600.0031 World Program/26
The Minister in Egypt ( Fish ) to the Secretary of State
[Received June 11.]
Dear Mr. Secretary: I have been carefully considering since its receipt your instruction No. 155 of March 11th, 1936,3 setting forth [Page 10] in such an illuminating and far-sighted manner the principles fundamental to the normal restoration of the international finance and commerce of the world.
I did not immediately make known your views to the Egyptian Minister for Foreign Affairs because I had some doubt whether, in view of the particular situation obtaining locally, it would not be wiser to defer their presentation to the Egyptian authorities at this particular time.
In consequence of the death of the King, the elections and the imminence of a change of cabinet when your instruction was received, I thought in any case that it would be a better plan to defer the presentation of the general purposes of our Government as outlined in your memorandum until a new cabinet was formed.
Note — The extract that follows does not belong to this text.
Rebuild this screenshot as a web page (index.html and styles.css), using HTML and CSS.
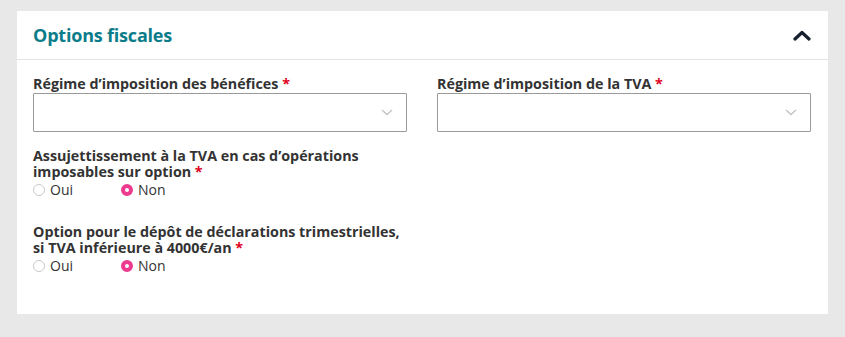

The more I have considered this, however, now that a new cabinet is in office with prospects of a long tenure, the more persuaded I am that I should communicate with you and present my point of view before proceeding further in the matter with the Egyptian Government.
As you are aware the economic policies pursued by Egypt are to a certain extent influenced by Great Britain and this has been particularly evidenced in the large number of measures which have been adopted by the Egyptian Government on the basis of suggestions made by interested British authorities to the Egyptian Economic Mission which visited Great Britain in 1935. By reason of Great Britain’s special position in Egypt this country is unable to pursue a wholly independent international economic policy.
Moreover, from my conversations with you when on leave in 1934 and in 1935 and from my conversations and communications with the Near East Division I have gathered that the Department is not disposed to encourage Egypt at this time in the conclusion of a trade agreement with the United States. I understand that this attitude is taken for the reason that there are no comparable advantages which Egypt would be able to offer us in return for the reduction of the duty on long staple cotton which forms the chief item of Egyptian exports to the United States and is, as you know, the principal source of Egyptian wealth.
The copy of a memorandum, forwarded with despatch No. 147 under date of December 27, 1935,4 setting forth a conversation held on December 12th, 1935, between the Egyptian Minister and the Assistant Chief of the Division of Trade Agreements5 regarding the [Page 11] negotiation of a trade agreement between the United States and Egypt, was interpreted by me to confirm the views hereinabove expressed.
Inasmuch, therefore, as Egypt does not possess at the present time the possibility of initiating an independent international economic policy and since my discussion of the principles underlying your program for world recovery would, I fear, only serve to provoke the Egyptian Government into raising actively the question of the conclusion of a trade agreement with the United States, it seemed wise to me to defer the presentation of the statement proposed in your instruction of March 11, 1936, until I might communicate with you and learn your views in the light of this statement of the special situation obtaining in Cairo. Further, it did not appear to me that the short delay thus entailed could be harmful.
I might add that Egypt has not instituted any quota or clearing arrangements with other countries, imposes no restrictions on the export of exchange and I do not anticipate that in the present healthy state of Egyptian foreign trade and of Egyptian finances that resort will be had to such practices to the detriment of our trade.
Should you, notwithstanding the foregoing considerations, desire me to comply with your instruction I shall be pleased to proceed promptly to do so upon hearing from you to that effect.